2022-11-09 12:00:00 | 賢治渉猟
《三輪の白い片栗》(種山高原、令和3年4月27日撮影)
 白い片栗はまるで、賢治、露、そして岩田純蔵先生の三人に見えた。
 そして、「曲学阿世の徒にだけはなるな」と檄を飛ばされた気がした。

 巷間、〈高瀬露悪女伝説〉なるものが流布している。しかし、この伝説はある程度調べてみれば信憑性の危ういことが容易に判る。それはまず、賢治の主治医だったとも言われているという佐藤隆房が、
 櫻の地人協會の、會員といふ程ではないが準會員といふ所位に、内田康子(〈註二十〉)さんといふ、たゞ一人の女性がありました。
 内田さんは、村の小學校の先生でしたが、その小學校へ賢治さんが講演に行つたのが緣となつて、だんだん出入りするやうになつたのです。
 來れば、どこの女性でもするやうに、その邊を掃除したり汚れ物を片付けたりしてくれるので、賢治さんも、これは便利と有難がつて、
「この頃は美しい會員が來て、いろいろ片付けてくれるのでとても助かるよ。」
 と、集つてくる男の人達にいひました。
             〈『宮澤賢治』(佐藤隆房著、冨山房、昭和17年)175p~〉
と『宮澤賢治』で述べているからだ。さらに、宮澤賢治の弟清六も、
 白系ロシア人のパン屋が、花巻にきたことがあります。…(筆者略)…兄の所へいっしょにゆきました。兄はそのとき、二階にいました。…(筆者略)…二階には先客がひとりおりました。その先客は、Tさんという婦人の客でした。そこで四人で、レコードを聞きました。…(筆者略)…。レコードが終ると、Tさんがオルガンをひいて、ロシア人はハミングで讃美歌を歌いました。

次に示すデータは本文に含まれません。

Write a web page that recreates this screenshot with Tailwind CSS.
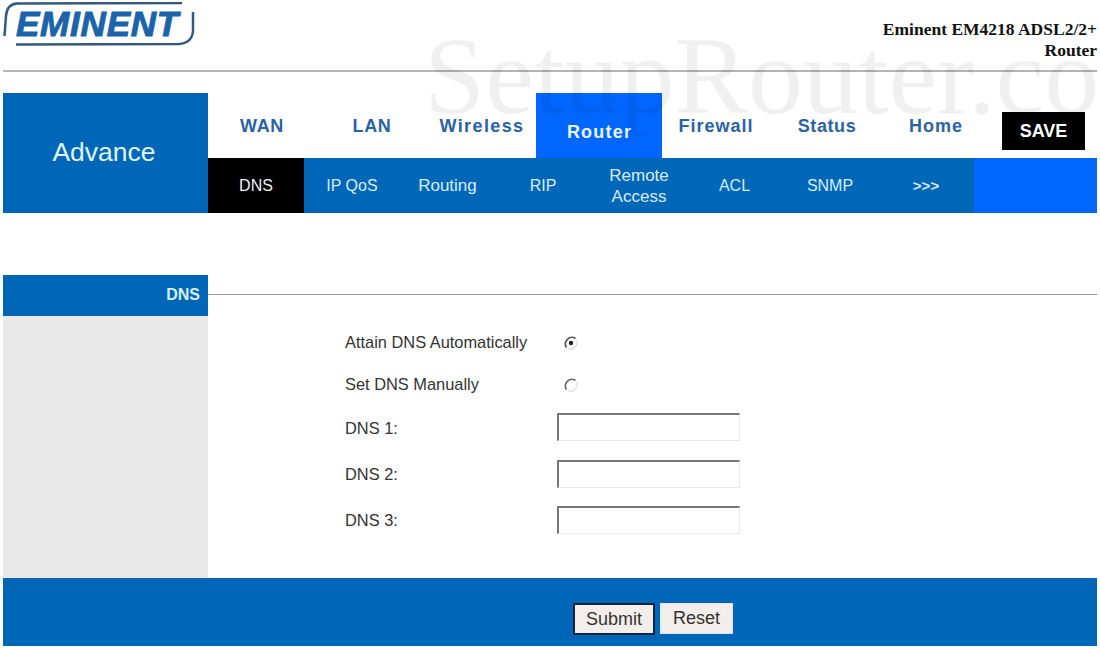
<!DOCTYPE html>
<html lang="en">
<head>
  <meta charset="UTF-8">
  <meta name="viewport" content="width=device-width, initial-scale=1.0">
  <title>Eminent EM4218 - DNS</title>
  <script src="https://cdn.jsdelivr.net/npm/@tailwindcss/browser@4"></script>
</head>
<body class="relative bg-white w-[1100px] h-[648px] overflow-hidden font-['Liberation_Sans',Arial,sans-serif]">
  <div class="px-[3px]">
    <!-- header -->
    <div class="h-[72px] border-b-2 border-[#b4b4b4] flex justify-between">
      <div class="relative w-[192px] h-[44px] mt-[2px] flex items-center justify-center">
        <svg class="absolute left-0 top-0" width="192" height="44" viewBox="0 0 192 44" fill="none" stroke="#34587e" stroke-width="2.500">
          <path d="M1.500 34 L3 14 Q4 2 14 1.500 L179 1"/>
          <path d="M190 10 L190 29 Q189 41 176 42 L13 42.500"/>
        </svg>
        <span class="italic font-bold text-[35px] leading-none text-[#1b63ab] tracking-[0.8px] pb-[2px] pr-[3px] [-webkit-text-stroke:1px_#1b63ab]">EMINENT</span>
      </div>
      <div class="w-[240px] pt-[19px] text-right font-['Liberation_Serif',serif] font-bold text-[17.500px] leading-[21px] text-[#111]">
        Eminent EM4218 ADSL2/2+<br>Router
      </div>
    </div>

    <!-- nav -->
    <div class="flex mt-[21px] h-[120px]">
      <div class="w-[205px] bg-[#0066b8] flex items-center justify-center pr-[3px] text-[#dff6ff] text-[26.500px]">Advance</div>
      <div class="flex-1 flex flex-col">
        <div class="h-[65px] flex font-bold text-[18px] tracking-[0.6px] text-[#2b62a3]">
          <div class="w-[108px] flex items-center justify-center pt-[2px]">WAN</div>
          <div class="w-[112px] flex items-center justify-center pt-[2px]">LAN</div>
          <div class="w-[108px] flex items-center justify-center pt-[2px] tracking-[1.400px]">Wireless</div>
          <div class="w-[126px] bg-[#0066ff] text-[#e8f6ff] flex items-center justify-center pt-[14px] pl-[1px] tracking-[1.200px]">Router</div>
          <div class="w-[108px] flex items-center justify-center pt-[2px] tracking-[1px]">Firewall</div>
          <div class="w-[114px] flex items-center justify-center pt-[2px]">Status</div>
          <div class="w-[104px] flex items-center justify-center pt-[2px] tracking-[1px]">Home</div>
          <div class="w-[83px] h-[38px] mt-[19px] ml-[14px] bg-black text-white tracking-normal flex items-center justify-center">SAVE</div>
        </div>
        <div class="h-[55px] flex bg-[#0066ff] text-[16px] leading-[21px] text-[#d5ecf8]">
          <div class="w-[96px] bg-black text-[#f0f0f0] flex items-center justify-center">DNS</div>
          <div class="w-[96px] bg-[#0066b8] flex items-center justify-center">IP QoS</div>
          <div class="w-[95px] bg-[#0066b8] flex items-center justify-center text-[17px]">Routing</div>
          <div class="w-[96px] bg-[#0066b8] flex items-center justify-center">RIP</div>
          <div class="w-[96px] bg-[#0066b8] flex items-center justify-center text-center text-[17px]">Remote<br>Access</div>
          <div class="w-[95px] bg-[#0066b8] flex items-center justify-center">ACL</div>
          <div class="w-[96px] bg-[#0066b8] flex items-center justify-center">SNMP</div>
          <div class="w-[96px] bg-[#0066b8] flex items-center justify-center font-bold text-[15px]">&gt;&gt;&gt;</div>
        </div>
      </div>
    </div>

    <!-- section heading -->
    <div class="flex mt-[62px] h-[41px]">
      <div class="w-[205px] bg-[#0066b8] text-[#d5f0fb] font-bold text-[16px] text-right pr-[8px] pt-[11px] leading-[18px]">DNS</div>
      <div class="flex-1 h-[1px] mt-[19px] bg-[#9a9a9a]"></div>
    </div>

    <!-- form -->
    <div class="flex h-[262px]">
      <div class="w-[205px] bg-[#e9e9e9]"></div>
      <div class="flex-1 pl-[137px] pt-[9px] text-[16.400px] text-[#333]">
        <div class="flex items-center h-[34px]">
          <span class="w-[212px]">Attain DNS Automatically</span>
          <svg class="ml-[6px] mt-[2px]" width="16" height="16" viewBox="0 0 16 16" fill="none">
            <path d="M3.500 12.500 A6.500 6.500 0 0 1 12.500 3.500" stroke="#555" stroke-width="1.600"/>
            <path d="M13.500 5 A6.500 6.500 0 0 1 5 13.500" stroke="#dcdcdc" stroke-width="1.200"/>
            <circle cx="8" cy="8" r="2.200" fill="#222"/>
          </svg>
        </div>
        <div class="flex items-center h-[34px] mt-[8px]">
          <span class="w-[212px]">Set DNS Manually</span>
          <svg class="ml-[6px] mt-[2px]" width="16" height="16" viewBox="0 0 16 16" fill="none">
            <path d="M3.500 12.500 A6.500 6.500 0 0 1 12.500 3.500" stroke="#666" stroke-width="1.600"/>
            <path d="M13.500 5 A6.500 6.500 0 0 1 5 13.500" stroke="#dcdcdc" stroke-width="1.200"/>
          </svg>
        </div>
        <div class="flex items-center h-[28px] mt-[12px]">
          <span class="w-[212px] pt-[2px]">DNS 1:</span>
          <input type="text" class="w-[183px] h-[28px] border-t-2 border-l-2 border-r border-b border-t-[#777] border-l-[#777] border-r-[#e8e8e8] border-b-[#e8e8e8] bg-white">
        </div>
        <div class="flex items-center h-[28px] mt-[19px]">
          <span class="w-[212px]">DNS 2:</span>
          <input type="text" class="w-[183px] h-[28px] border-t-2 border-l-2 border-r border-b border-t-[#777] border-l-[#777] border-r-[#e8e8e8] border-b-[#e8e8e8] bg-white">
        </div>
        <div class="flex items-center h-[28px] mt-[18px]">
          <span class="w-[212px]">DNS 3:</span>
          <input type="text" class="w-[183px] h-[28px] border-t-2 border-l-2 border-r border-b border-t-[#777] border-l-[#777] border-r-[#e8e8e8] border-b-[#e8e8e8] bg-white">
        </div>
      </div>
    </div>

    <!-- footer -->
    <div class="h-[68px] bg-[#0066b8] flex items-start pl-[570px] pt-[25px] gap-[5px] text-[18px] text-[#333]">
      <button class="w-[82px] h-[32px] bg-[#f3eeea] border-2 border-[#10263f]">Submit</button>
      <button class="w-[73px] h-[31px] bg-[#f3eeea] border border-[#d8e4ee]">Reset</button>
    </div>
  </div>

  <!-- watermark -->
  <div class="absolute left-[424px] top-[11px] w-[676px] overflow-hidden pointer-events-none font-['Liberation_Serif',serif] text-[110px] leading-[130px] whitespace-nowrap text-black/[0.06]">SetupRouter.co</div>
</body>
</html>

メロデーとオルガンがよく合うその不思議な調べを兄と私は、じっと聞いていました。 
              〈『宮沢賢治の肖像』(森荘已池著、津軽書房)236p〉
と追想している。そして、下根子桜の宮澤家別宅に出入りしていてオルガンで讃美歌が弾けるイニシャルTの女性といえば高瀬露がいるし、露以外に当て嵌まる女性はいないから、「Tさん」とは露であることが判る。したがって、賢治はある時、下根子桜の宮澤家の別宅に露を招き入れて二人きりで二階にいた、と清六は実質的に証言していたということになるからだ。あるいはまた、
 宮沢清六の話では、この歌は賢治から教わったもの、賢治は高瀬露から教えられたとのこと。
              〈『新校本宮澤賢治全集第六巻詩Ⅴ校異篇』(筑摩書房)225p〉
というわけで、賢治は露から歌(讃美歌)を教わっていたということも弟が証言していたことになるからだ。

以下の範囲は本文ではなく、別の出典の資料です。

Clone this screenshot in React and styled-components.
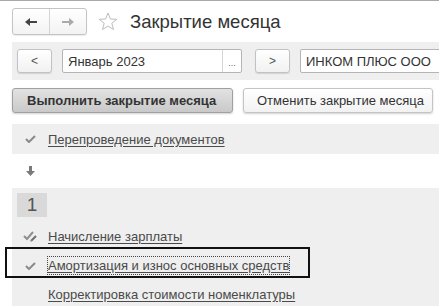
import React from 'react';
import styled, { createGlobalStyle } from 'styled-components';

const GlobalStyle = createGlobalStyle`
  html, body {
    margin: 0;
    padding: 0;
    background: #fff;
    font-family: "Liberation Sans", Arial, sans-serif;
    font-size: 13px;
    color: #333;
    overflow: hidden;
  }
`;

const Page = styled.div`
  width: 439px;
  height: 306px;
  border-top: 1px solid #a8a8a8;
  box-sizing: border-box;
  overflow: hidden;
`;

const Header = styled.div`
  height: 41px;
  display: flex;
  align-items: center;
  padding-left: 12px;
`;

const NavGroup = styled.div`
  display: flex;
  height: 25px;
  border: 1px solid #c4c4c4;
  border-radius: 3px;
  background: linear-gradient(#fff, #f3f3f3);
  box-shadow: 0 1px 1px rgba(0, 0, 0, 0.08);
`;

const NavBtn = styled.div`
  width: 36px;
  display: flex;
  align-items: center;
  justify-content: center;
  & + & {
    border-left: 1px solid #d4d4d4;
  }
`;

const Star = styled.div`
  margin-left: 11px;
  display: flex;
  align-items: center;
`;

const Title = styled.h1`
  margin: 0 0 0 12px;
  font-size: 18.5px;
  font-weight: normal;
  color: #333;
`;

const Toolbar = styled.div`
  margin-left: 12px;
  height: 38px;
  background: #efefef;
  display: flex;
  align-items: center;
  padding-left: 5px;
`;

const SmallBtn = styled.div`
  width: 35px;
  height: 24px;
  box-sizing: border-box;
  border: 1px solid #c2c2c2;
  border-radius: 3px;
  background: linear-gradient(#fff, #f1f1f1);
  box-shadow: 0 1px 1px rgba(0, 0, 0, 0.12);
  display: flex;
  align-items: center;
  justify-content: center;
  color: #555;
  font-size: 12px;
  margin-left: ${p => p.$ml || 0}px;
  flex-shrink: 0;
`;

const Field = styled.div`
  width: ${p => p.$w}px;
  height: 24px;
  box-sizing: border-box;
  border: 1px solid #b5b5b5;
  border-radius: 2px;
  background: #fff;
  display: flex;
  align-items: center;
  margin-left: ${p => p.$ml || 0}px;
  flex-shrink: 0;
`;

const FieldText = styled.span`
  flex: 1;
  padding-left: 5px;
  color: #333;
  white-space: nowrap;
`;

const Dots = styled.span`
  width: 19px;
  height: 100%;
  border-left: 1px solid #d6d6d6;
  display: flex;
  align-items: center;
  justify-content: center;
  font-size: 9px;
  color: #666;
  padding-top: 3px;
  box-sizing: border-box;
`;

const Actions = styled.div`
  display: flex;
  gap: 10px;
  margin: 8px 0 0 12px;
`;

const ActionBtn = styled.div`
  width: ${p => p.$w}px;
  height: 25px;
  box-sizing: border-box;
  border: 1px solid ${p => (p.$primary ? '#a0a0a0' : '#c4c4c4')};
  border-radius: 3px;
  background: ${p => (p.$primary ? 'linear-gradient(#e2e2e2, #c9c9c9)' : 'linear-gradient(#fff, #f2f2f2)')};
  box-shadow: 0 1px 2px rgba(0, 0, 0, 0.18);
  font-weight: ${p => (p.$primary ? 'bold' : 'normal')};
  color: #333;
  display: flex;
  align-items: center;
  padding-left: ${p => (p.$primary ? 14 : 13)}px;
`;

const List = styled.div`
  margin: 11px 0 0 12px;
`;

const Row = styled.div`
  position: relative;
  height: ${p => p.$h || 30}px;
  display: flex;
  align-items: center;
  background: ${p => (p.$gray ? '#efefef' : 'transparent')};
`;

const Group = styled.div`
  background: #efefef;
  padding-top: 5px;
  height: 200px;
`;

const Badge = styled.div`
  margin: 0 0 5px 5px;
  width: 30px;
  height: 24px;
  background: #d9d9d9;
  color: #555;
  font-size: 19px;
  display: flex;
  align-items: center;
  justify-content: center;
`;

const IconCell = styled.div`
  width: 36px;
  display: flex;
  justify-content: center;
  align-items: center;
`;

const Link = styled.span`
  color: #4a4a4a;
  text-decoration: underline;
  text-underline-offset: 2px;
  padding: 1px 0;
  border: 1px dotted ${p => (p.$focus ? '#444' : 'transparent')};
  margin-left: -1px;
  white-space: nowrap;
`;

const Focused = styled(Row)`
  &::after {
    content: '';
    position: absolute;
    left: -7px;
    top: -4px;
    width: 305px;
    height: 31px;
    border: 2px solid #111;
    box-sizing: border-box;
  }
`;

const ArrowLeft = ({ color }) => (
  <svg width="14" height="10" viewBox="0 0 14 10">
    <path d="M1 5 L6 1 L6 4 L13 4 L13 6 L6 6 L6 9 Z" fill={color} />
  </svg>
);

const ArrowRight = ({ color }) => (
  <svg width="14" height="10" viewBox="0 0 14 10">
    <path d="M13 5 L8 1 L8 4 L1 4 L1 6 L8 6 L8 9 Z" fill={color} />
  </svg>
);

const StarIcon = () => (
  <svg width="20" height="19" viewBox="0 0 20 19">
    <path
      d="M10 1 L12.4 7 L18.8 7.3 L13.8 11.3 L15.5 17.6 L10 14 L4.5 17.6 L6.2 11.3 L1.2 7.3 L7.6 7 Z"
      fill="none"
      stroke="#bcbcbc"
      strokeWidth="1"
      strokeLinejoin="round"
    />
  </svg>
);

const Check = () => (
  <svg width="11" height="8" viewBox="0 0 11 8">
    <path d="M1 4 L4 7 L10 1" fill="none" stroke="#8a8a8a" strokeWidth="2" />
  </svg>
);

const DoubleCheck = () => (
  <svg width="15" height="11" viewBox="0 0 15 11">
    <path d="M1 5 L4 8 L10 1" fill="none" stroke="#8f8f8f" strokeWidth="2" />
    <path d="M8 10 L13 5" fill="none" stroke="#6e6e6e" strokeWidth="2" />
    <path d="M7 9 L9 9 L8 11 Z" fill="#999" />
  </svg>
);

const DownArrow = () => (
  <svg width="9" height="10" viewBox="0 0 9 10">
    <path d="M3 0 L6 0 L6 5 L9 5 L4.5 10 L0 5 L3 5 Z" fill="#7a7a7a" />
  </svg>
);

export default function App() {
  return (
    <>
      <GlobalStyle />
      <Page>
        <Header>
          <NavGroup>
            <NavBtn><ArrowLeft color="#444" /></NavBtn>
            <NavBtn><ArrowRight color="#aaa" /></NavBtn>
          </NavGroup>
          <Star><StarIcon /></Star>
          <Title>Закрытие месяца</Title>
        </Header>

        <Toolbar>
          <SmallBtn>&lt;</SmallBtn>
          <Field $w={180} $ml={10}>
            <FieldText>Январь 2023</FieldText>
            <Dots>...</Dots>
          </Field>
          <SmallBtn $ml={13}>&gt;</SmallBtn>
          <Field $w={160} $ml={10}>
            <FieldText>ИНКОМ ПЛЮС ООО</FieldText>
          </Field>
        </Toolbar>

        <Actions>
          <ActionBtn $primary $w={221}>Выполнить закрытие месяца</ActionBtn>
          <ActionBtn $w={190}>Отменить закрытие месяца</ActionBtn>
        </Actions>

        <List>
          <Row $gray>
            <IconCell><Check /></IconCell>
            <Link>Перепроведение документов</Link>
          </Row>
          <Row $h={34}>
            <IconCell><DownArrow /></IconCell>
          </Row>
          <Group>
            <Badge>1</Badge>
            <Row $h={29}>
              <IconCell><DoubleCheck /></IconCell>
              <Link>Начисление зарплаты</Link>
            </Row>
            <Focused $h={29}>
              <IconCell><Check /></IconCell>
              <Link $focus>Амортизация и износ основных средств</Link>
            </Focused>
            <Row $h={29}>
              <IconCell />
              <Link>Корректировка стоимости номенклатуры</Link>
            </Row>
          </Group>
        </List>
      </Page>
    </>
  );
}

 つまりこれらの証言から、露はしばしば下根子桜の宮澤家別宅を訪れており、賢治は露にいろいろと助けてもらっていたこと、露とはオープンで親密なよい関係にあったということが少なくとも導かれる。
 一方で露本人は、
君逝きて七度迎ふるこの冬は早池の峯に思ひこそ積め
師の君をしのび來りてこの一日心ゆくまで歌ふ語りぬ
というような、崇敬の念を抱きながら亡き賢治を偲ぶ歌を折に触れて詠んでいたことを『イーハトーヴォ第四號』(菊池暁輝編輯、宮澤賢治の會、昭和15年)等によって知ることができる。そしてもう一つ大事なことがあり、露は19歳の時に洗礼を受け、遠野に嫁ぐまでの11年間は花巻バプテスト教会に通い、結婚相手は神職であったのだが、夫が亡くなって後の昭和26年に遠野カトリック教会で洗礼を受け直し、50年の長きにわたって信仰生涯を歩み通した(雑賀信行著『宮沢賢治とクリスチャン花巻編』(雑賀編集工房)143p~)クリスチャンであったという。
 したがってこれらのことから常識的に判断すれば、巷間流布している〈悪女・高瀬露〉はあやかしである蓋然性がかなり高い。まして、私がここまで検証した来た結果、「賢治年譜」や「定説」等で常識的におかしいものはやはり皆ほぼおかしかったからなおさらにだ。
 ところがあにはからんや、YK氏は、
 感情をむき出しにし、おせっかいと言えるほど積極的に賢治を求めた高瀬露について、賢治研究者や伝記作者たちは手きびしい言及を多く残している。失恋後は賢治の悪口を言って回ったひどい女、ひとり相撲の恋愛を認識できなかったバカ女、感情をあらわにし過ぎた異常者、勘違いおせっかい女……。
とか、あるいはSS氏は、
 無邪気なまでに熱情が解放されていた。露は賢治がまだ床の中にいる早朝にもやってきた。夜分にも来た。一日に何度も来ることがあった。露の行動は今風にいえば、ややストーカー性を帯びてきたといってもよい。
と、それぞれの著書『賢治文学「呪い」の構造』(平成19年、59p)、『宮澤賢治と幻の恋人』(平成22年、145p)の中で、何の躊躇いもなさそうに、露をとんでもない〈悪女〉にしているという現実が昨今でもある。
 はてさて、先の清六の証言内容等とは正反対とも言える、露の人格を貶め、尊厳を傷つけているとしか思えないようなこれらの方々の記述の典拠は一体何であったのであろうか、私には釈然としない。だから私には、〈高瀬露悪女伝説〉はどうしてもあやかしに見えてしまう。